I really haven’t found myself taking in too many of the system’s new features yet, but I intend to check it all out soon enough. I also have to note that it was incredibly annoying to log in to my PSN account, due to how many times I was kicked out when everyone else was trying to sign on at the same time. Once I was in however, things were pretty smooth from that point on. It’s also nice to see Sony giving a little extra to all early adopters, by adding $10 of PSN shop credit, as well as 30 day trial for their unlimited music service and a free month of their PS+ service.

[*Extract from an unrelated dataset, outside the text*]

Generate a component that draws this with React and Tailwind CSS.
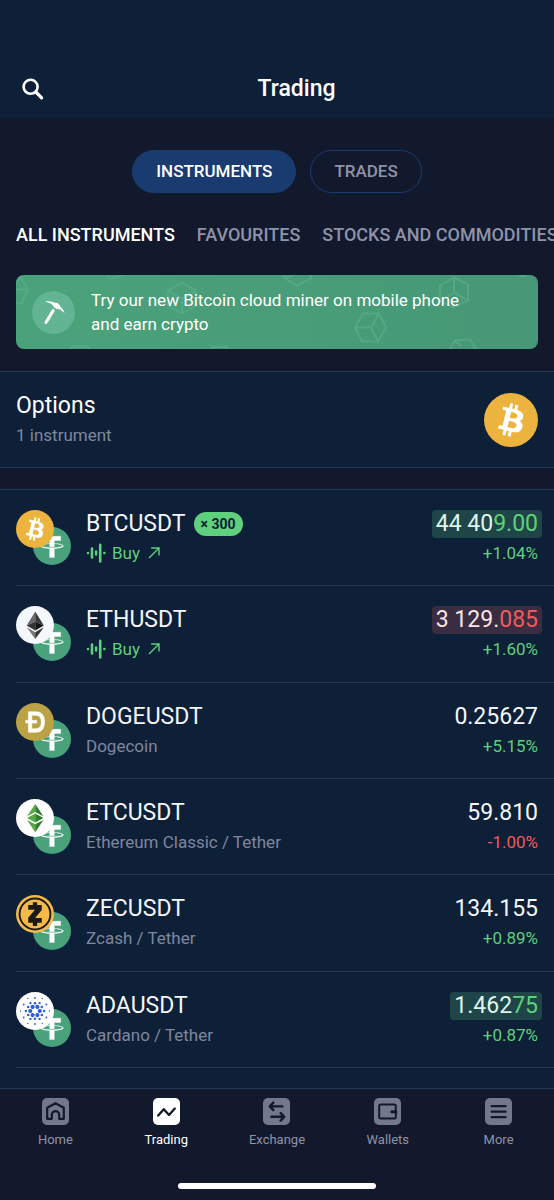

It’s hard to label this system as a must own at the moment simply because there have not been that many great or unique (first and third-party) titles at launch yet (I’m hearing mixed things about Killzone, and Knack really hasn’t won me over yet either). As of right now, I can only recommend it to the hardcore gamers that want to jump into the action early. For everyone else, it might be better to hold off and wait for some of the better lineup come February/March. That said; I do see great things ahead for this console, and I can't wait to see how things progress in the coming months.

Hope this has been at least somewhat informative for everyone and thanks for reading my rambles!


  1. I played the demo of Knack fully and you do have a point of it being more of a brawler, my experience plus watching others play it gives the impression that maybe it is a title worth the Cerny name anyways but I would have to play the whole thing entirely first to do so.

    Also, the transition between levels in the demo was instantaneous.

  2. Right, I think just about everyone who knew Cerny was behind this game were going to buy it regardless. I'm kind of glad I held off now, as I can see this being one of the first games to drop in price in the long run of things. As long as it changes up later on, I'm sure it'll still be a decent game.